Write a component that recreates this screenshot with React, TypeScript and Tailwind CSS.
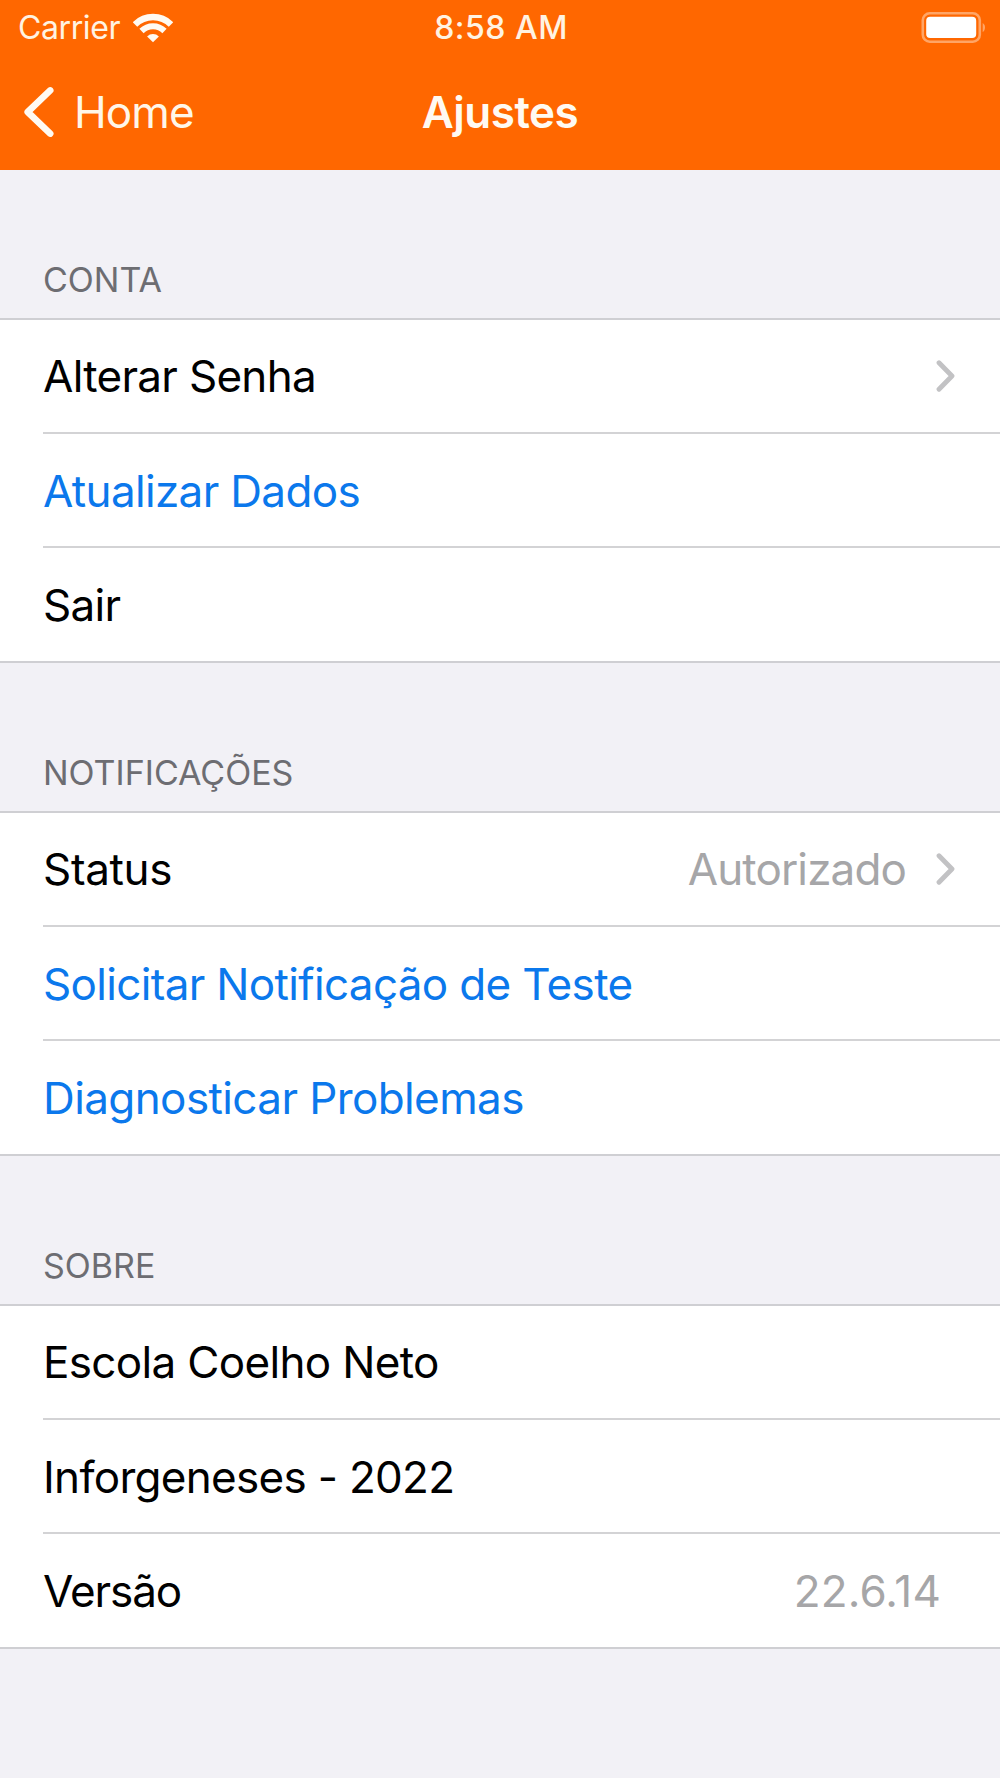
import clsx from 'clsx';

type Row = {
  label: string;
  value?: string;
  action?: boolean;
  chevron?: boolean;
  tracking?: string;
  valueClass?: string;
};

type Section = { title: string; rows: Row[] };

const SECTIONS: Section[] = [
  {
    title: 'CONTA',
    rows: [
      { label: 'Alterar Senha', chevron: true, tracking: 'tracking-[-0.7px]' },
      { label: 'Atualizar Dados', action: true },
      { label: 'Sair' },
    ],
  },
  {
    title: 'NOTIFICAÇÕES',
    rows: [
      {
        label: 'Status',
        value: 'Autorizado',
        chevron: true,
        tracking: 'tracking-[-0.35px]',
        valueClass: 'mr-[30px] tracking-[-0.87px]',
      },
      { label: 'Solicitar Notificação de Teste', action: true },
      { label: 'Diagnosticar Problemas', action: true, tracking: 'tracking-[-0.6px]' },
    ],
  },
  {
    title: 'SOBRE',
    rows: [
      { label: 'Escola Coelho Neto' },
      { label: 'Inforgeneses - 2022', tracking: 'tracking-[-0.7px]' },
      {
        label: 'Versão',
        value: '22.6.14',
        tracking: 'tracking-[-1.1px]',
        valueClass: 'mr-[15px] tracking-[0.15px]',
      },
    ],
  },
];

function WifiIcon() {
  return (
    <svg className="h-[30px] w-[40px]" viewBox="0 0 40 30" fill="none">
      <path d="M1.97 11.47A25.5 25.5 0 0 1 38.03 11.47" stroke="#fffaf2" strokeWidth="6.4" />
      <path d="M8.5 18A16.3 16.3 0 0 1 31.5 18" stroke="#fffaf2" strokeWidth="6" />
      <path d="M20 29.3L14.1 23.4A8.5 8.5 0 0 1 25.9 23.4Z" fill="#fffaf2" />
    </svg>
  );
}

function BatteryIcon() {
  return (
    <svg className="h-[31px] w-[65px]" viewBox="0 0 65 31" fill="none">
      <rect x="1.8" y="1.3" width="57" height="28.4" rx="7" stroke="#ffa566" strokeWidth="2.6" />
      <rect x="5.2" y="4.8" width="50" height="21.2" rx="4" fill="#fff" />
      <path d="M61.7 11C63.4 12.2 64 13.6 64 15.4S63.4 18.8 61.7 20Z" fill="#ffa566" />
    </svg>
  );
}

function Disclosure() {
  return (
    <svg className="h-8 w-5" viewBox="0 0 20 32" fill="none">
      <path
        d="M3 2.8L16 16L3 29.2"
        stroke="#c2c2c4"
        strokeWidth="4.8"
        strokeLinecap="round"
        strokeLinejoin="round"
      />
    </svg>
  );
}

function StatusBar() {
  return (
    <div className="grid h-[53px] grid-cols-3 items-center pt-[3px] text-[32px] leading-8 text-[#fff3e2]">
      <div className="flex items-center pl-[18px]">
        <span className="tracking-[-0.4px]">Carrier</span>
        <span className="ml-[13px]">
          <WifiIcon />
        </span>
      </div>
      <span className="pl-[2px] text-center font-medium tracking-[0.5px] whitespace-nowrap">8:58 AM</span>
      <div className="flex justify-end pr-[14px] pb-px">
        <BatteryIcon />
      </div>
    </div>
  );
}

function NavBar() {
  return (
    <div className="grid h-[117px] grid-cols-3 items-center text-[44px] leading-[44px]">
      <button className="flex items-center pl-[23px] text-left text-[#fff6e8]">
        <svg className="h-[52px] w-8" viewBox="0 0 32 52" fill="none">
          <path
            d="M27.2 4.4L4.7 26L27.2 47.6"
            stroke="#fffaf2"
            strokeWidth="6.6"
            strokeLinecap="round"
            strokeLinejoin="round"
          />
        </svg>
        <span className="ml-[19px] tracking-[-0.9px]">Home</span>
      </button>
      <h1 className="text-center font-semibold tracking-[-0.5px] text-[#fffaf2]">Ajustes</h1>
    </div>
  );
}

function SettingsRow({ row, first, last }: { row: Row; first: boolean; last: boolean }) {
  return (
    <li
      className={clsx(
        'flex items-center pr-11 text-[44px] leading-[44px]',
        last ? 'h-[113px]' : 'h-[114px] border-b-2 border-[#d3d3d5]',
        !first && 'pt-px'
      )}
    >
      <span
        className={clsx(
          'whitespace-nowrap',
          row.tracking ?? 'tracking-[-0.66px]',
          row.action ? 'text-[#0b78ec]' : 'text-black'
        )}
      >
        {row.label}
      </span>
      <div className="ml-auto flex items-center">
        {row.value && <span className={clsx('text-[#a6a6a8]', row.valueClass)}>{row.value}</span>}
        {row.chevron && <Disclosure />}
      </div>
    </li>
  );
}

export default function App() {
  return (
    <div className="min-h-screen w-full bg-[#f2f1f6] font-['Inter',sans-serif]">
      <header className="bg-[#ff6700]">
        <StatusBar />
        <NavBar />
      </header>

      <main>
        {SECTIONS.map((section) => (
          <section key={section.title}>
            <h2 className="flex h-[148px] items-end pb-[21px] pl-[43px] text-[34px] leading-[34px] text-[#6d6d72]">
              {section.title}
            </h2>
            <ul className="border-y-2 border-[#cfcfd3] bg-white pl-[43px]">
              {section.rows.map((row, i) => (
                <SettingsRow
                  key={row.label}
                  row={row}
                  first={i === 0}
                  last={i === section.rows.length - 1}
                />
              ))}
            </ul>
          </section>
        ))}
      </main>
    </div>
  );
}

———

Copy nothing but the lines from the first one in the listing through the line with "string; rows: Row[]", and omit the pictures.

Write a component that recreates this screenshot with React, TypeScript and Tailwind CSS.
import clsx from 'clsx';

type Row = {
  label: string;
  value?: string;
  action?: boolean;
  chevron?: boolean;
  tracking?: string;
  valueClass?: string;
};

type Section = { title: string; rows: Row[] };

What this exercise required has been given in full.